For startups today, there is a labyrinth of privacy regulations to comply with – and the consequences of being out of compliance can be expensive. Key takeaways were:

  • “Design-in” compliance with privacy into the product roadmap from inception – it  pays
  • Spend time understanding the product or service you’re offering. Work the engineers and customer facing people to find out what kinds of data your company is collecting, where that data is going, and who has access to it.
  • Focus on minimization and transparency. Minimize the amount of data you’re collecting if you can, and minimize who has access to it. Be transparent with your employees and your customers about what data you’re collecting and what you’re doing with it.
  • As a startup, you’re developing a product, so make sure your product isn’t at risk of industry espionage.
  • Understand where your information is, know how to access it, and know how to delete it.

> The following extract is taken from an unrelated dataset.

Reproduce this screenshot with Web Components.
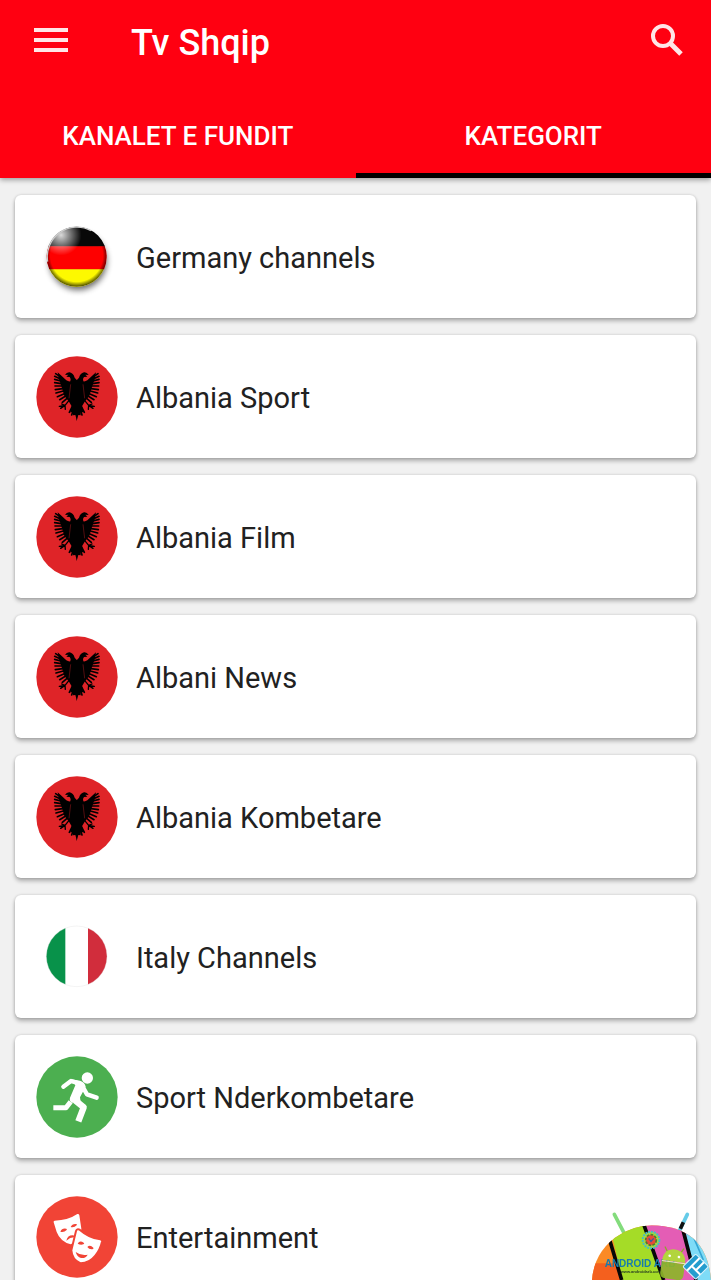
<!DOCTYPE html>
<html lang="sq">
<head>
<meta charset="utf-8">
<meta name="viewport" content="width=device-width, initial-scale=1">
<title>Tv Shqip</title>
<style>
  body {
    margin: 0;
    background: #f1f1f1;
    font-family: Roboto, "Liberation Sans", sans-serif;
  }
</style>
</head>
<body>
<tv-app></tv-app>

<script>
// every badge is 82px across, drawn on a 246 unit grid
const icons = {
  germany: /* html */ `
    <svg viewBox="0 0 246 246" aria-hidden="true">
      <defs>
        <clipPath id="ball"><circle cx="122" cy="122" r="90"/></clipPath>
        <radialGradient id="rim" cx="50%" cy="48%" r="52%">
          <stop offset="0.84" stop-color="#000" stop-opacity="0"/>
          <stop offset="1" stop-color="#000" stop-opacity="0.7"/>
        </radialGradient>
        <radialGradient id="gloss" cx="24%" cy="14%" r="34%">
          <stop offset="0" stop-color="#fff" stop-opacity="0.85"/>
          <stop offset="1" stop-color="#fff" stop-opacity="0"/>
        </radialGradient>
        <filter id="soft" x="-30%" y="-30%" width="160%" height="160%"><feGaussianBlur stdDeviation="9"/></filter>
      </defs>
      <circle cx="126" cy="136" r="86" fill="#000" opacity="0.6" filter="url(#soft)"/>
      <g clip-path="url(#ball)">
        <path fill="#080808" d="M20 20h210v72H20z"/>
        <path fill="#fe0000" d="M20 91h210v70H20z"/>
        <path fill="#fdf900" d="M20 160h210v70H20z"/>
        <circle cx="122" cy="122" r="90" fill="url(#rim)"/>
        <circle cx="122" cy="122" r="90" fill="url(#gloss)"/>
      </g>
      <path d="M35 137A89 89 0 0 1 165 44" fill="none" stroke="#ccc" stroke-width="4"/>
    </svg>`,
  albania: /* html */ `
    <svg viewBox="17 19 246 246" aria-hidden="true">
      <defs>
        <g id="half">
          <path d="M140 92l-7-8q-4-13-15-16-9-1-14 8l10-1-6 6 10 1q5 5 2 13-6 1-12-3L82 68l4 20 8 24 8 26 14 18 8 14-4 18 8 0 0 9 7-1 5 18z"/>
          <path d="M88 80L76 72M89 87l-16-7M91 94l-18-5M93 102l-20-3M95 109l-21 0M97 117l-22 3M99 124l-22 6M102 132l-21 9M106 139l-18 11M110 146l-14 12" stroke="#000" stroke-width="5" stroke-linecap="round" fill="none"/>
          <path d="M118 150l-14 17-17 3M104 167l-13 9M104 167l1 12M104 167l-10-4" stroke="#000" stroke-width="4" stroke-linecap="round" fill="none"/>
          <path d="M126 170l-9 18M130 178l-6 18" stroke="#000" stroke-width="5" stroke-linecap="round"/>
          <path d="M121 104l-5 42" stroke="#7c1518" stroke-width="2" fill="none"/>
        </g>
      </defs>
      <circle cx="140" cy="142" r="122" fill="#df2428"/>
      <use href="#half"/>
      <use href="#half" transform="translate(279 0) scale(-1 1)"/>
    </svg>`,
  italy: /* html */ `
    <svg viewBox="17 17 246 246" aria-hidden="true">
      <defs><clipPath id="disc"><circle cx="139" cy="138" r="91"/></clipPath></defs>
      <g clip-path="url(#disc)">
        <path fill="#fff" d="M40 40h200v200H40z"/>
        <path fill="#08924a" d="M40 40h65v200H40z"/>
        <path fill="#d12d3c" d="M173 40h65v200h-65z"/>
      </g>
      <circle cx="139" cy="138" r="91" fill="none" stroke="#ddd" stroke-width="1"/>
    </svg>`,
  sport: /* html */ `
    <svg viewBox="17 28 246 246" aria-hidden="true">
      <circle cx="140" cy="151" r="122" fill="#4caf50"/>
      <circle cx="171" cy="94" r="17" fill="#fff"/>
      <g fill="none" stroke="#fff" stroke-linejoin="round">
        <path d="M99 120l23-17 26 8" stroke-width="13" stroke-linecap="round"/>
        <path d="M158 122l12 21 29 10" stroke-width="13" stroke-linecap="round"/>
        <path d="M69 183h38l14-18" stroke-width="15"/>
        <path d="M134 161l26 21-16 42" stroke-width="19"/>
      </g>
      <path d="M124 98l25 4q15 5 17 18l-17 32 2 15-26 1q-9-5-6-15l16-37z" fill="#fff"/>
    </svg>`,
  masks: /* html */ `
    <svg viewBox="17 28 246 246" aria-hidden="true">
      <circle cx="140" cy="151" r="122" fill="#f14436"/>
      <path d="M73 102q40-1 68-20 5-1 6 4l6 40q0 37-32 47-31-8-42-37l-9-29q-1-4 3-5z" fill="#fff"/>
      <g fill="#f14436">
        <path d="M90 135q5-12 18-9 3 2 1 4-8 8-19 5zM121 121q5-11 17-9 3 1 1 4-8 8-18 5z"/>
        <path d="M108 162q4-17 20-16 7 1 8 6-15-2-28 10z"/>
      </g>
      <path d="M148 129q28 25 62 29 6 1 5 7-5 23-20 42-18 23-44 23-26-10-28-39l14-58q3-8 11-4z" fill="#fff" stroke="#f14436" stroke-width="6"/>
      <g fill="#f14436">
        <path d="M142 171q6-12 18-3 4 4-1 5-8 3-17-2zM171 181q8-9 18 2 2 4-3 5-10 1-15-7z"/>
        <path d="M136 196q16 12 36 8-6 12-20 10-12-3-16-18z"/>
      </g>
    </svg>`
};

class TvIconButton extends HTMLElement {
  static glyphs = {
    menu: `<path d="M0 2h34M0 12h34M0 22h34" transform="translate(4 8)" stroke="#fff" stroke-width="4" fill="none"/>`,
    search: `<g fill="none" stroke="#fff"><circle cx="16" cy="16" r="10" stroke-width="4"/><path d="M23 23l11 11" stroke-width="5"/></g>`
  };

  connectedCallback() {
    const shadowRoot = this.attachShadow({ mode: "open" });
    shadowRoot.innerHTML = /* html */ `
      <style>
        :host { display: block; }
        button {
          display: block;
          padding: 0;
          border: 0;
          background: none;
          cursor: pointer;
        }
        svg { display: block; width: 40px; height: 40px; opacity: 0.9; }
      </style>
      <button type="button" aria-label="${this.getAttribute("label")}">
        <svg viewBox="0 0 40 40" aria-hidden="true">${TvIconButton.glyphs[this.getAttribute("glyph")]}</svg>
      </button>`;
  }
}

class TvHeader extends HTMLElement {
  connectedCallback() {
    const shadowRoot = this.attachShadow({ mode: "open" });
    shadowRoot.innerHTML = /* html */ `
      <style>
        :host {
          display: block;
          flex: none;
          z-index: 1;
          background: #ff0011;
          color: #fff;
          box-shadow: 0 2px 5px rgba(0, 0, 0, 0.35);
        }
        .bar {
          display: flex;
          align-items: center;
          height: 80px;
          padding: 0 24px 0 30px;
        }
        h1 {
          flex: 1;
          margin: 0 0 0 61px;
          padding-top: 6px;
          font-size: 36px;
          line-height: 42px;
          font-weight: 500;
        }
      </style>
      <div class="bar">
        <tv-icon-button glyph="menu" label="Menu"></tv-icon-button>
        <h1><slot name="title"></slot></h1>
        <tv-icon-button glyph="search" label="Search"></tv-icon-button>
      </div>
      <slot></slot>`;
  }
}

class TvTabs extends HTMLElement {
  connectedCallback() {
    const shadowRoot = this.attachShadow({ mode: "open" });
    shadowRoot.innerHTML = /* html */ `
      <style>
        :host { display: block; }
        div { display: grid; grid-template-columns: 1fr 1fr; }
        button {
          height: 98px;
          padding: 18px 0 0;
          border: 0;
          border-bottom: 5px solid transparent;
          background: none;
          color: inherit;
          font: 500 26px/32px Roboto, "Liberation Sans", sans-serif;
          cursor: pointer;
        }
        button[aria-selected="true"] { border-bottom-color: #000; }
      </style>
      <div role="tablist">
        <button type="button" role="tab" aria-selected="false">KANALET E FUNDIT</button>
        <button type="button" role="tab" aria-selected="true">KATEGORIT</button>
      </div>`;

    const tabs = shadowRoot.querySelectorAll("button");
    tabs.forEach(tab => tab.addEventListener("click", () => {
      tabs.forEach(t => t.setAttribute("aria-selected", t === tab));
    }));
  }
}

class TvCategory extends HTMLElement {
  connectedCallback() {
    const shadowRoot = this.attachShadow({ mode: "open" });
    shadowRoot.innerHTML = /* html */ `
      <style>
        :host { display: block; flex: none; }
        a {
          display: flex;
          align-items: center;
          gap: 18px;
          height: 123px;
          padding: 0 21px;
          border-radius: 6px;
          background: #fff;
          box-shadow: 0 3px 4px rgba(0, 0, 0, 0.28), 0 0 3px rgba(0, 0, 0, 0.16);
          color: #212121;
          font-size: 29px;
          line-height: 36px;
          text-decoration: none;
        }
        svg { display: block; flex: none; width: 82px; height: 82px; }
        span { padding-top: 2px; }
      </style>
      <a href="#">${icons[this.getAttribute("icon")]}<span><slot></slot></span></a>`;
  }
}

class TvWatermark extends HTMLElement {
  connectedCallback() {
    const shadowRoot = this.attachShadow({ mode: "open" });
    shadowRoot.innerHTML = /* html */ `
      <style>
        :host {
          display: block;
          position: fixed;
          right: 0;
          bottom: 0;
          z-index: 2;
          pointer-events: none;
        }
        svg { display: block; width: 131px; height: 80px; }
        text { font-family: "Liberation Sans", sans-serif; }
      </style>
      <svg viewBox="0 0 393 240">
        <defs><clipPath id="dome"><path d="M36 240Q42 160 105 113Q155 77 215 76Q290 77 338 114Q386 155 393 240z"/></clipPath></defs>
        <path d="M103 43l27 52" stroke="#83dc7c" stroke-width="11" stroke-linecap="round"/>
        <path d="M322 43l-25 52" stroke="#65cbe8" stroke-width="11" stroke-linecap="round"/>
        <path d="M310 67l-9 19" stroke="#111" stroke-width="11"/>
        <g clip-path="url(#dome)">
          <path d="M0 60h393v180H0z" fill="#fb8a25"/>
          <path d="M0 190h125v50H0z" fill="#f4601e"/>
          <path d="M85 60h110l60 180H127z" fill="#a5dc27"/>
          <path d="M192 60h130l30 180H252z" fill="#e45db5"/>
          <path d="M308 60h85v180h-45z" fill="#7edcf7"/>
          <path d="M86 110l39 130M190 70l61 170M309 90l39 150" stroke="#080808" stroke-width="11"/>
          <path d="M340 110l30 70M362 120l26 66" stroke="#35a6d4" stroke-width="5"/>
        </g>
        <circle cx="213" cy="120" r="25" fill="#a4d83e" stroke="#45bfc3" stroke-width="6" stroke-dasharray="6 3"/>
        <circle cx="213" cy="120" r="16" fill="#e64b38" stroke="#4d7a2d" stroke-width="5" stroke-dasharray="8 4"/>
        <path d="M206 115l7 9 8-9" stroke="#345ca0" stroke-width="4" fill="none"/>
        <text x="74" y="200" font-size="30" font-weight="700" fill="#167cae">ANDROID ARB</text>
        <text x="122" y="220" font-size="12" font-weight="700" fill="#263b22">www.androidarb.com</text>
        <g transform="rotate(8 280 190)">
          <path d="M258 158l-9-13M298 156l7-13" stroke="#8ca82b" stroke-width="4" stroke-linecap="round"/>
          <path d="M245 184q2-35 34-36 33 1 36 36z" fill="#b2d53d"/>
          <path d="M245 188h70v34q0 16-17 16h-36q-17 0-17-16z" fill="#8db529" opacity="0.92"/>
          <path d="M245 186h70" stroke="#e8f5ad" stroke-width="3"/>
          <circle cx="266" cy="169" r="4" fill="#fff"/>
          <circle cx="294" cy="169" r="4" fill="#fff"/>
        </g>
        <g transform="translate(347 200) rotate(45)">
          <rect x="-27" y="-27" width="54" height="54" rx="4" fill="#249dce"/>
          <path d="M-10 -27V27M-10 7H27M8 -27V7" stroke="#fff" stroke-width="6" fill="none"/>
          <rect x="-27" y="-27" width="54" height="54" rx="4" fill="none" stroke="#d9f2fa" stroke-width="3"/>
        </g>
      </svg>`;
  }
}

class TvApp extends HTMLElement {
  #categories = [
    ["germany", "Germany channels"],
    ["albania", "Albania Sport"],
    ["albania", "Albania Film"],
    ["albania", "Albani News"],
    ["albania", "Albania Kombetare"],
    ["italy", "Italy Channels"],
    ["sport", "Sport Nderkombetare"],
    ["masks", "Entertainment"]
  ];

  connectedCallback() {
    const shadowRoot = this.attachShadow({ mode: "open" });
    shadowRoot.innerHTML = /* html */ `
      <style>
        :host {
          display: flex;
          flex-direction: column;
          height: 100vh;
        }
        main {
          display: flex;
          flex-direction: column;
          flex: 1;
          gap: 17px;
          min-height: 0;
          padding: 17px 15px;
          overflow-y: auto;
          scrollbar-width: none;
        }
      </style>
      <tv-header>
        <span slot="title">Tv Shqip</span>
        <tv-tabs></tv-tabs>
      </tv-header>
      <main>
        ${this.#categories.map(([icon, name]) => `<tv-category icon="${icon}">${name}</tv-category>`).join("")}
      </main>
      <tv-watermark></tv-watermark>`;
  }
}

customElements.define("tv-icon-button", TvIconButton);
customElements.define("tv-header", TvHeader);
customElements.define("tv-tabs", TvTabs);
customElements.define("tv-category", TvCategory);
customElements.define("tv-watermark", TvWatermark);
customElements.define("tv-app", TvApp);
</script>
</body>
</html>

  • Consider your target customer. If you’re only going after U.S. customers, that requires a different sort of privacy and security program. If you’re expanding or planning to expand to Europe, the United Kingdom, China, Brazil, or other jurisdictions, get your privacy and security programs in place early. Take into account whether you’ll need to be CRPA, GDPR or CDPR compliant, whether you’re ISO certified, and how you’ll meet various state, federal and foreign regulations for your industry.